Sayın Ertuğrul ÖZKÖK
Hürriyet Gazetesi Yazarı
İstanbul 18 Mayıs 2007


Sayın ÖZKÖK;

16 Mayıs 2007 tarih ve “ŞERİAT GELİRSE, NE YAPARIM?” başlığını taşıyan yazınızı okudum.

Kesin olmamakla birlikte ağırlıklı kanaatim şudur:

Çok çabuk alışır ve hattâ, kısa sürede uyum sağlarsınız. Sebebi de, gayet açıktır:

Paranın üstündeki yazıdan başka bir değer ve hedef tanımayarak, Türkiye’nin geleceğini düşünmeyen varlıklı kesim alkış tutacağı için, siz de sesinizi çıkaramayacaksınız!

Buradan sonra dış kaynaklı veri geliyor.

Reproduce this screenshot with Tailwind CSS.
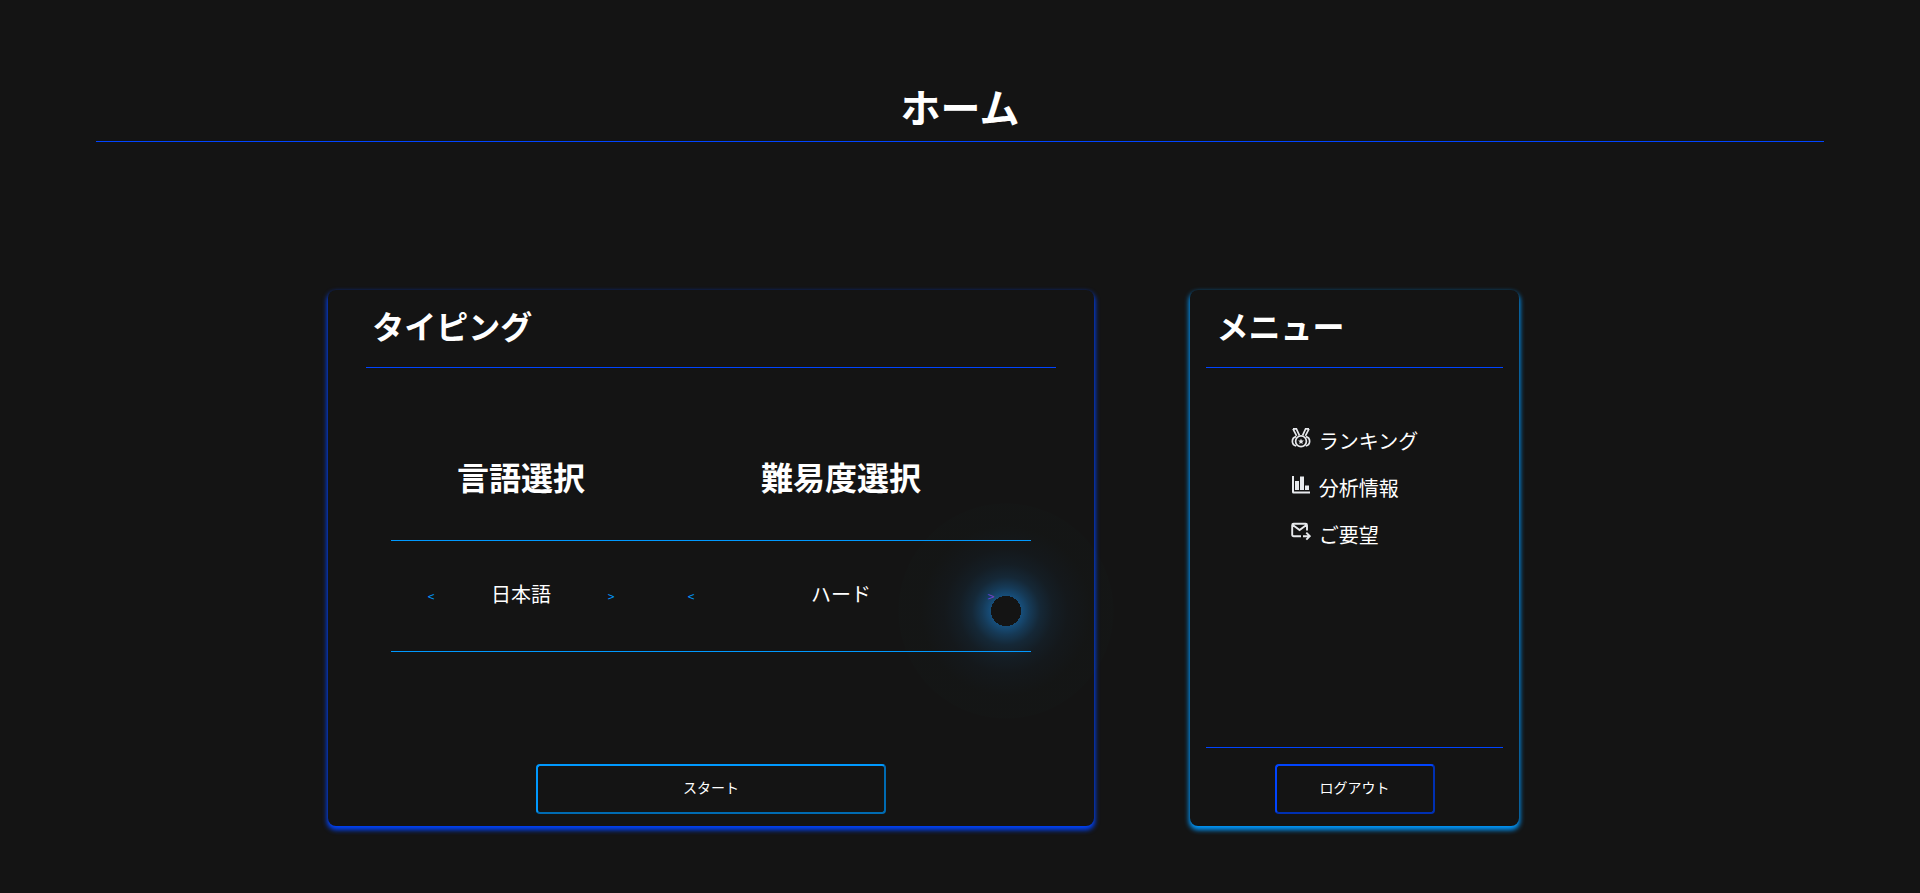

Asıl merak ettiğim husus, şudur:

ŞERİAT denince ne anlıyorsunuz?

Eğer, zihninizde yaşattığınız olgu; SUUDÎ ARABİSTAN, AFGANİSTAN, LİBYA, KÖRFEZ ÜLKELERİ ve İRAN gibi ülkelerde uygulanan ve YÜCE İSLÂM DİNİ ile uzaktan, yakından ilgisi olmayan ZORBA ve ZALİM idareler ise, korkmayınız; YÜCE TÜRK MİLLETİ, şeriat adı altında yutturulmaya çalışılan bu kabil rejimlere rağbet etmez ve geçit vermez! Bu tarz idareleri de kimse, getirmeye cesaret edemez. Ancak, bir şey yapılabilir. O da, şudur:

Halkın din duygularını sömürerek, Ku’an’da ve hadislerde olmayan DİN DIŞI birtakım kural ve uygulamaları; kendi makam, mevki, rütbe ve servet aşkları için halkı aldatmaya çalışanlar, bir KAOS ORTAMI yaratabilirler. Yani; bulanık suda, balık avlama hevesine kapılabilirler.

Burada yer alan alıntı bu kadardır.